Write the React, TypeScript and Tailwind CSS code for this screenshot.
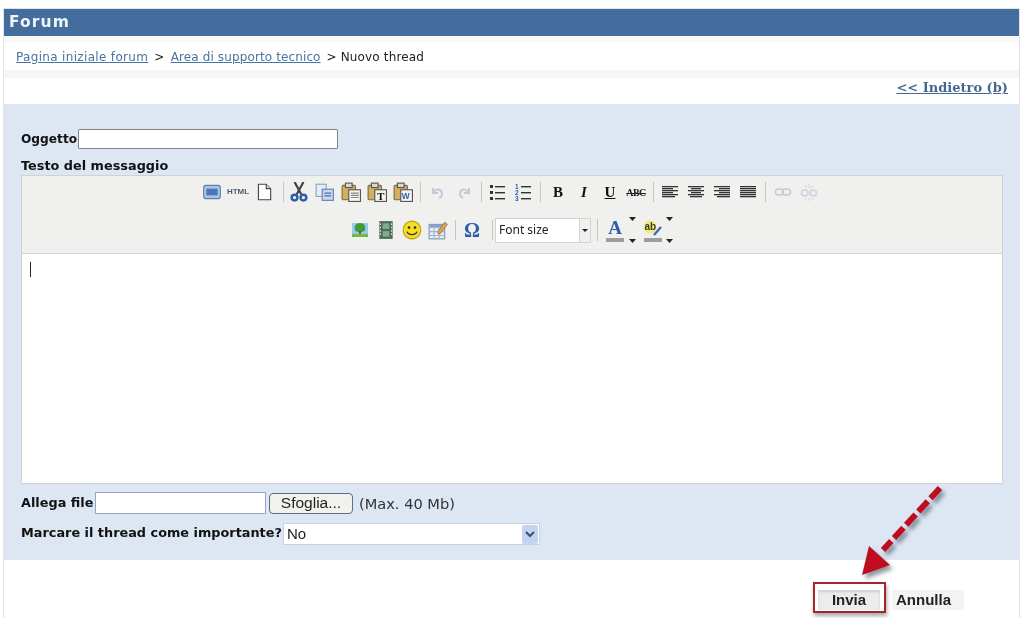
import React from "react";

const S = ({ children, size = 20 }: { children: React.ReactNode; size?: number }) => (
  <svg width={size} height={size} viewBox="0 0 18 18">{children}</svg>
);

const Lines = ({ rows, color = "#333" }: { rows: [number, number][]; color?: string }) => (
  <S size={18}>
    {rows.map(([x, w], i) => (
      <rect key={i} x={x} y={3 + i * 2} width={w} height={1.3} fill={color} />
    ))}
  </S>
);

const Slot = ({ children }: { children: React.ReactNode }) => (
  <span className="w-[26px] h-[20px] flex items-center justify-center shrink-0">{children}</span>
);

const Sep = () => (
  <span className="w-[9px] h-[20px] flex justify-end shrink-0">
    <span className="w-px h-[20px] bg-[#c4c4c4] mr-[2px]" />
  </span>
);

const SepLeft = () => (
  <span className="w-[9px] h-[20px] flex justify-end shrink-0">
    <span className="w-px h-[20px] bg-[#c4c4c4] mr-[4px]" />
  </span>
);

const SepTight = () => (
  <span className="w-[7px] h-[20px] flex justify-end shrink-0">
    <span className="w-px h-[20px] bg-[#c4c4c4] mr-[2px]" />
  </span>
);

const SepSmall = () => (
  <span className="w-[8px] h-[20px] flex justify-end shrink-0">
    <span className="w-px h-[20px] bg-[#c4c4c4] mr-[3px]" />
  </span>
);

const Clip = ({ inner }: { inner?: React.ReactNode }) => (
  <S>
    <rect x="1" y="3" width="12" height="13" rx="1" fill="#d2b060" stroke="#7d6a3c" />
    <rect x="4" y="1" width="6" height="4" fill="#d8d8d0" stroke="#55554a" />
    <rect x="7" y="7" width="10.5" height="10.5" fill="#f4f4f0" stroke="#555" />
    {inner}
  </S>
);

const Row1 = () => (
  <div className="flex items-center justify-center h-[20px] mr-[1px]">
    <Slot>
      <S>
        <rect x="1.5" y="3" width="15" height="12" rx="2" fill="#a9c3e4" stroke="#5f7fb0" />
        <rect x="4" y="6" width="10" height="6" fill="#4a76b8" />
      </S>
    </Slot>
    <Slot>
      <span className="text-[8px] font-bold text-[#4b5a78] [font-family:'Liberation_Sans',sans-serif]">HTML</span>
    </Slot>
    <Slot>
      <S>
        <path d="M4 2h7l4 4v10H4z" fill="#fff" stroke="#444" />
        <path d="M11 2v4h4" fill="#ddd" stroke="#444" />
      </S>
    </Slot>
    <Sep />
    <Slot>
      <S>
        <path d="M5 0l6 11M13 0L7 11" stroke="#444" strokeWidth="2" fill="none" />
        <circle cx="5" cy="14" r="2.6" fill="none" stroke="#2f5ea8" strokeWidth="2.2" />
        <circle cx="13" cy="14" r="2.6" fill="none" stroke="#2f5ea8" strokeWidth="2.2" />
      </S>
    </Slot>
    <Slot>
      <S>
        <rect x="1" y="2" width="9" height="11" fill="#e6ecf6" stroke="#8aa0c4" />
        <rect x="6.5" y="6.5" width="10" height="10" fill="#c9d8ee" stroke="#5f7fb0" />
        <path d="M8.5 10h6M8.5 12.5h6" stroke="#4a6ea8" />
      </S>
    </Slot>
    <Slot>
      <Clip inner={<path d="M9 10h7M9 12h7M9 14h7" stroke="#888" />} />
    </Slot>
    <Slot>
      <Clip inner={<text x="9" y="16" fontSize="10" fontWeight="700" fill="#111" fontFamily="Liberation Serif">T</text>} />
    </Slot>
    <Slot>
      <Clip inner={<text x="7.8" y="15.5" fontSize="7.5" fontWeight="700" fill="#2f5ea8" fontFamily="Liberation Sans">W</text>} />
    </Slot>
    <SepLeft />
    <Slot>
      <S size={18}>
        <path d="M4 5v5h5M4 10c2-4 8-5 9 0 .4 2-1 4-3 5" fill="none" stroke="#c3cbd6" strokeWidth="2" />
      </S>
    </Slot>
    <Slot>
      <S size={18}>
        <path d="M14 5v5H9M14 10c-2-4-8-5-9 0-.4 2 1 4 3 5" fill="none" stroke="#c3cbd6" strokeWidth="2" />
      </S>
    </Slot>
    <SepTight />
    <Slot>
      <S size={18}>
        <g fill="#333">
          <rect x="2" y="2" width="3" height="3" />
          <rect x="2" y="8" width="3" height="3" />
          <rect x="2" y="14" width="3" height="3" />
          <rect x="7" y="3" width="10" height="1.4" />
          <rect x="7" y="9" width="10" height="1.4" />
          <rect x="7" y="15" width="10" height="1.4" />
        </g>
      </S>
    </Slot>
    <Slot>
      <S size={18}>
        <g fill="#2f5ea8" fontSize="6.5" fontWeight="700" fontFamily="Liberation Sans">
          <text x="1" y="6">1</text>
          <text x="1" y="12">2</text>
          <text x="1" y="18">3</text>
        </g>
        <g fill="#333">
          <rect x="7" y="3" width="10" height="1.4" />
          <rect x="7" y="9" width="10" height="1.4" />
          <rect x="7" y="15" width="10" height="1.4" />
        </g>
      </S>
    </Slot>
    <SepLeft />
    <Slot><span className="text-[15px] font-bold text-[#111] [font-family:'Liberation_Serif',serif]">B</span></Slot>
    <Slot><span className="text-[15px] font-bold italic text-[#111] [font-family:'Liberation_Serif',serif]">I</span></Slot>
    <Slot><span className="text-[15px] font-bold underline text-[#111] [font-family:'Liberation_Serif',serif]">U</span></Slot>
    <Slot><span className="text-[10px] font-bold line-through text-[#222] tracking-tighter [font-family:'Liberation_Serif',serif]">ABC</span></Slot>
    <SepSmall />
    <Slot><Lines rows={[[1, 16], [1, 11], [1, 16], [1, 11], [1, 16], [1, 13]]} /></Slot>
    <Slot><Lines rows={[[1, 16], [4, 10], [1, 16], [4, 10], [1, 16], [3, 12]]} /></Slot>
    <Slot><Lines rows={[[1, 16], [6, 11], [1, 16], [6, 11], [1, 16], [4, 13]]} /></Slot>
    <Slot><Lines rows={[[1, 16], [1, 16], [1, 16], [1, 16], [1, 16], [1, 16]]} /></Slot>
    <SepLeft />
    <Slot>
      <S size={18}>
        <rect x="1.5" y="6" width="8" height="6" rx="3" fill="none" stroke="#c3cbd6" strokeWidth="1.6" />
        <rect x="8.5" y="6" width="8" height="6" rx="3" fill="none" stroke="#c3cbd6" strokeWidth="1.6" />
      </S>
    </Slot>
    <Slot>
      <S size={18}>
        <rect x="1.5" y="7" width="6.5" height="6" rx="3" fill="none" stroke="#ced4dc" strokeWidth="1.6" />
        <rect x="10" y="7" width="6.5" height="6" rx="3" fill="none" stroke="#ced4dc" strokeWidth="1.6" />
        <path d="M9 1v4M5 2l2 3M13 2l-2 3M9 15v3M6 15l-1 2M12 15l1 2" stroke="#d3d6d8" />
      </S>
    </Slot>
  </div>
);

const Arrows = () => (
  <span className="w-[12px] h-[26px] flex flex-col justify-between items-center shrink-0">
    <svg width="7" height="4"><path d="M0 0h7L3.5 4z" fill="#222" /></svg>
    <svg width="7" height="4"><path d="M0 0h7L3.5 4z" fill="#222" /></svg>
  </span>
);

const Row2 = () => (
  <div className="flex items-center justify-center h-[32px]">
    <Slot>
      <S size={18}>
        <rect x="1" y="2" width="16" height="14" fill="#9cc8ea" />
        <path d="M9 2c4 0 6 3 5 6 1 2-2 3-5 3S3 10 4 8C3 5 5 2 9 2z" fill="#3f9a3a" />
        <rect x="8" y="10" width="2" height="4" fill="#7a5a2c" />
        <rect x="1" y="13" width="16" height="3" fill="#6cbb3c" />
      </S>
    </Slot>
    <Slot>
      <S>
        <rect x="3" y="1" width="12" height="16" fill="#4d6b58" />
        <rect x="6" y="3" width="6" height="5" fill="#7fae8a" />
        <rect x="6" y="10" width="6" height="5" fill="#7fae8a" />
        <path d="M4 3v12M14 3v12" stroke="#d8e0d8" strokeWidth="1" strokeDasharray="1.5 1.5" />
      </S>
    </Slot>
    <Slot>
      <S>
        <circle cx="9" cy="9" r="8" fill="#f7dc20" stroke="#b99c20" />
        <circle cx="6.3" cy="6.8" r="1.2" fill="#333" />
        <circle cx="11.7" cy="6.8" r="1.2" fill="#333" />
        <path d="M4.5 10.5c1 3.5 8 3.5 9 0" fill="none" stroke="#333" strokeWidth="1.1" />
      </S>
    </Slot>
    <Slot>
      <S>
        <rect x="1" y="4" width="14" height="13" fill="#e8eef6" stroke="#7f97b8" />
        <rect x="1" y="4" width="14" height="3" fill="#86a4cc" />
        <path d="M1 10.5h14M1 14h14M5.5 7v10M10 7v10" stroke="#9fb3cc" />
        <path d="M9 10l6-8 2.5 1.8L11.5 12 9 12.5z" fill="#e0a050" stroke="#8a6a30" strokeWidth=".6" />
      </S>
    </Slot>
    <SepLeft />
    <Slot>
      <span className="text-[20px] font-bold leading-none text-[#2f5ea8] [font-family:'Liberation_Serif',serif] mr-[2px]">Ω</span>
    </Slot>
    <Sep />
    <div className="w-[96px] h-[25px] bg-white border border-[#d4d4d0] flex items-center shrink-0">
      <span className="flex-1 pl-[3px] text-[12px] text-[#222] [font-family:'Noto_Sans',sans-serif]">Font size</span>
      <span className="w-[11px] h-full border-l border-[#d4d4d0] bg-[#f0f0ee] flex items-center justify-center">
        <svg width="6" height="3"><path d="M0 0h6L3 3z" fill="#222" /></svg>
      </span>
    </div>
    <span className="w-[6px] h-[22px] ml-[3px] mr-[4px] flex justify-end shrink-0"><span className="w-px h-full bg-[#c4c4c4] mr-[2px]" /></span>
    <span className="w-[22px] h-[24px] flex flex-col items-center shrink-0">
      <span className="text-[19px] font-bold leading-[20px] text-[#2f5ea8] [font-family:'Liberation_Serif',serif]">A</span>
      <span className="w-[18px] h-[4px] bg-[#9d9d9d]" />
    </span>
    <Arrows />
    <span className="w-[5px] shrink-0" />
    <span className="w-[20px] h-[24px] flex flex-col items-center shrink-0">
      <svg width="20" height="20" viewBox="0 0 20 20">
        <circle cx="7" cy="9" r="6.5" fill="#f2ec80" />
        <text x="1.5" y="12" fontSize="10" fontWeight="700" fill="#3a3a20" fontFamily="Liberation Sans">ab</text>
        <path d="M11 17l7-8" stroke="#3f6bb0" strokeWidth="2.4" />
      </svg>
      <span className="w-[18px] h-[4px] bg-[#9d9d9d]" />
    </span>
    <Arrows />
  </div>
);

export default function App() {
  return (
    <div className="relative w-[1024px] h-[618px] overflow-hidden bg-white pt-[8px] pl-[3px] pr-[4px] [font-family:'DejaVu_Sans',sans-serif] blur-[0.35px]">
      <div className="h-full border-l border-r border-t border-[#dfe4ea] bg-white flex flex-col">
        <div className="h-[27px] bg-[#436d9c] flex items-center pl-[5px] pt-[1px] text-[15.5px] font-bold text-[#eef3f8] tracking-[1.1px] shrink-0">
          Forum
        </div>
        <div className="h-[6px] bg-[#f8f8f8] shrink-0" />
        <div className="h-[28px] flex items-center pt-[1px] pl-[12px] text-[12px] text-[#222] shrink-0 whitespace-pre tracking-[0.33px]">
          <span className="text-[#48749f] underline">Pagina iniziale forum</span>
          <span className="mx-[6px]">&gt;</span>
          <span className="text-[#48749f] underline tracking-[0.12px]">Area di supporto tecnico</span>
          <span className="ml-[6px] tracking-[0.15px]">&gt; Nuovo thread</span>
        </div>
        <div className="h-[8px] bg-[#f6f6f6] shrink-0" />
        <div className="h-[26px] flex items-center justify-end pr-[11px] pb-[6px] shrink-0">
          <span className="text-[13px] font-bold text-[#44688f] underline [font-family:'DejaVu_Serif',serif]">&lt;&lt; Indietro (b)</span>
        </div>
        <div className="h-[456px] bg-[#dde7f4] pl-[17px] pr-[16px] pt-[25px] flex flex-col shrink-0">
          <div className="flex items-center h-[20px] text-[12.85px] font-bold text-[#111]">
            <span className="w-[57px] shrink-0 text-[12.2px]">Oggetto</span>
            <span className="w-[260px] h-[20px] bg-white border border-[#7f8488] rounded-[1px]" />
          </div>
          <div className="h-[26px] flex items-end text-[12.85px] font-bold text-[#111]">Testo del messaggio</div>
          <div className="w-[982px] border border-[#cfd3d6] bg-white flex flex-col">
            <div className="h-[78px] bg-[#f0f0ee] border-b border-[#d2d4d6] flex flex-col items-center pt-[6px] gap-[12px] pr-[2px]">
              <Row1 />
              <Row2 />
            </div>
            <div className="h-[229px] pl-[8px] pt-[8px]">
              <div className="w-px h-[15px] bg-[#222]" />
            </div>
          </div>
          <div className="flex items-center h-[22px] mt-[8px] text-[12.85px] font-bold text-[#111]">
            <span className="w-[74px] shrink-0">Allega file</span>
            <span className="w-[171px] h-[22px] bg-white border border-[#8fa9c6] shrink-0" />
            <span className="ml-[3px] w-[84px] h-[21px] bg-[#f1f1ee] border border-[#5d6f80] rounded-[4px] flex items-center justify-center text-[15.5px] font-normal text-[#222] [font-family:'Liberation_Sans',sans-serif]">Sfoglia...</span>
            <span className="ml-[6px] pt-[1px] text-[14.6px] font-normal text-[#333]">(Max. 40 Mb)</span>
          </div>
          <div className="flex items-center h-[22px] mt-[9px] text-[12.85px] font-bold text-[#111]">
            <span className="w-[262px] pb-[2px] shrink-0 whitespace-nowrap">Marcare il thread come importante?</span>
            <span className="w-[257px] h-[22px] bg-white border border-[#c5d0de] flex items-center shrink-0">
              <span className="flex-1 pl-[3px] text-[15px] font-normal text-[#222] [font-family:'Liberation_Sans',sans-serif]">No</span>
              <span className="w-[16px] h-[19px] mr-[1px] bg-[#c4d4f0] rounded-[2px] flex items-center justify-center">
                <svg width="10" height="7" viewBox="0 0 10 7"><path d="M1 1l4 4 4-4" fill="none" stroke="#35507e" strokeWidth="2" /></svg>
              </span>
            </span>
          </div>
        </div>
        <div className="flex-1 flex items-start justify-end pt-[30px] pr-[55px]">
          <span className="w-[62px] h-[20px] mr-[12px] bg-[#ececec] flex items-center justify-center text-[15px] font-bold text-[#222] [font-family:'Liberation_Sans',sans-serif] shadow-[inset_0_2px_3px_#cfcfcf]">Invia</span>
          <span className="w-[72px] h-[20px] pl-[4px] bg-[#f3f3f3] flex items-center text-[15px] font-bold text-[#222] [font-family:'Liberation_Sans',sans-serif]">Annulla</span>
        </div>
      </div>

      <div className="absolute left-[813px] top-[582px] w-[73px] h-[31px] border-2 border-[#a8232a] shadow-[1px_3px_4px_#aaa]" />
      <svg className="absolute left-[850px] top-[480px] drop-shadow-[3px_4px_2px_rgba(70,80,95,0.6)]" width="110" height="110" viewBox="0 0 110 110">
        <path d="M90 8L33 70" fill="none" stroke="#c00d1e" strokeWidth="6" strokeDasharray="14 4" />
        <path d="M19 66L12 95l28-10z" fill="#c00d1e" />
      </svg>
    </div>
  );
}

•••••

→ What you are asked to do
Copy out each line of the data containing the string "React".

→ Solution to this exercise
Write the React, TypeScript and Tailwind CSS code for this screenshot.
import React from "react";
const S = ({ children, size = 20 }: { children: React.ReactNode; size?: number }) => (
const Slot = ({ children }: { children: React.ReactNode }) => (
const Clip = ({ inner }: { inner?: React.ReactNode }) => (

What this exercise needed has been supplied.